- The paper pioneers uncertainty quantification for black-box large language models using response similarity and spectral graph analysis.
- It employs novel measures such as Jaccard similarity, NLI-based entailment, and eigenvalue analysis to assess response consistency and semantic diversity.
- Empirical results show improved AUROC and AUARC metrics on QA datasets, demonstrating enhanced reliability in LLM output generation.
Uncertainty Quantification for Black-box LLMs
The paper "Generating with Confidence: Uncertainty Quantification for Black-box LLMs" investigates the challenge of uncertainty quantification (UQ) in natural language generation (NLG) using black-box access to LLMs. The focus is on evaluating the reliability of LLM-generated responses by developing uncertainty and confidence measures that do not require white-box access.
Introduction
LLMs have shown impressive capabilities in NLG tasks, yet assessing the trustworthiness of their outputs remains challenging. Previous approaches to UQ in machine learning often assume white-box access to models, which is not always feasible with the latest closed-source LLMs. This paper addresses the need for UQ strategies that can operate with black-box LLMs, providing techniques to estimate both uncertainty and confidence in LLM outputs.
Background and Definitions
The paper differentiates between uncertainty and confidence: uncertainty refers to the dispersion of potential predictions for an input, evaluated globally for a dataset, whereas confidence measures the trust in a specific prediction. In NLG, predictive uncertainty and confidence must account for the high-dimensional and potentially semantically equivalent outputs that LLMs produce. This complexity necessitates innovative approaches for accurate UQ in NLG tasks.
Proposed Methods
The paper introduces several mechanisms for quantifying uncertainty and confidence using black-box strategies:
- Response Similarity: The paper employs measures like Jaccard similarity and Natural Language Inference (NLI) to evaluate the semantic equivalence of generated responses. NLI classifiers help determine entailment or contradiction between responses.
- Uncertainty Measures: Techniques like the number of semantic sets and the sum of eigenvalues of the graph Laplacian are proposed to estimate input uncertainty by analyzing response dispersion.
- Confidence Measures: Methods using the degree matrix and eccentricity in a response embedding space offer confidence scores, indicating the consistency of a response relative to others.
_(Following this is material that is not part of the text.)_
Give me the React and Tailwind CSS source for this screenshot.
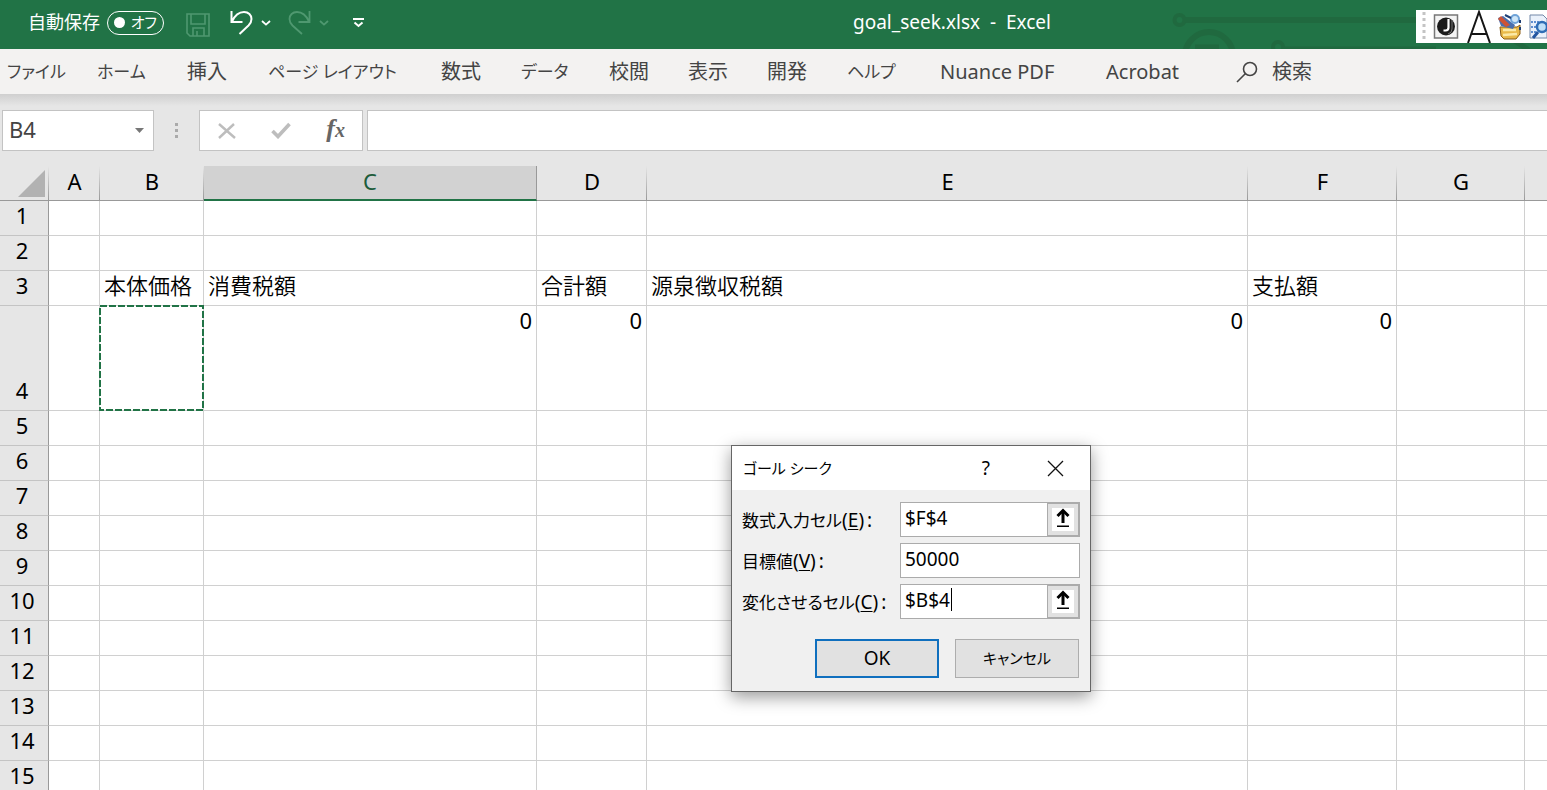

Experiments and Evaluation
The paper evaluates the proposed UQ methods on QA datasets (e.g., TriviaQA, Natural Questions) using various LLMs (LLaMA, OPT, GPT-3.5-turbo). The key evaluation metrics include the Area Under Receiver Operating Characteristic (AUROC) and Area Under Accuracy-Rejection Curve (AUARC), which assess the ability of UQ measures to predict the correctness of LLM outputs.

Figure 1: The distribution of the eigenvalues of the graph Laplacian generated by NLIentail​, showing the semantic diversity in responses and its correlation with uncertainty.
Results
The paper finds that the proposed UQ mechanisms, particularly response similarity-based methods using NLI, outperform traditional white-box UQ methods. The semantic measures effectively identify uncertain inputs and confidently rank specific LLM responses. Notably, AUARCs imply substantial improvements in response accuracy when leveraging these UQ methods for selective generation.

Figure 2: ROC and ARC comparisons illustrating the improved predictive capability of uncertainty measures in black-box settings.
Figure 3: AUARC improvement with varying numbers of sampled responses, highlighting the scalability of the proposed methods.
Conclusion
The research provides a framework for robust uncertainty quantification in black-box LLMs, crucial for enhancing the reliability of NLG applications. It addresses the limitations of previous white-box-centric methodologies and lays the groundwork for future exploration into UQ without model internals. Further research could refine these methods for more open-ended generation tasks and investigate broader applications across different LLM architectures.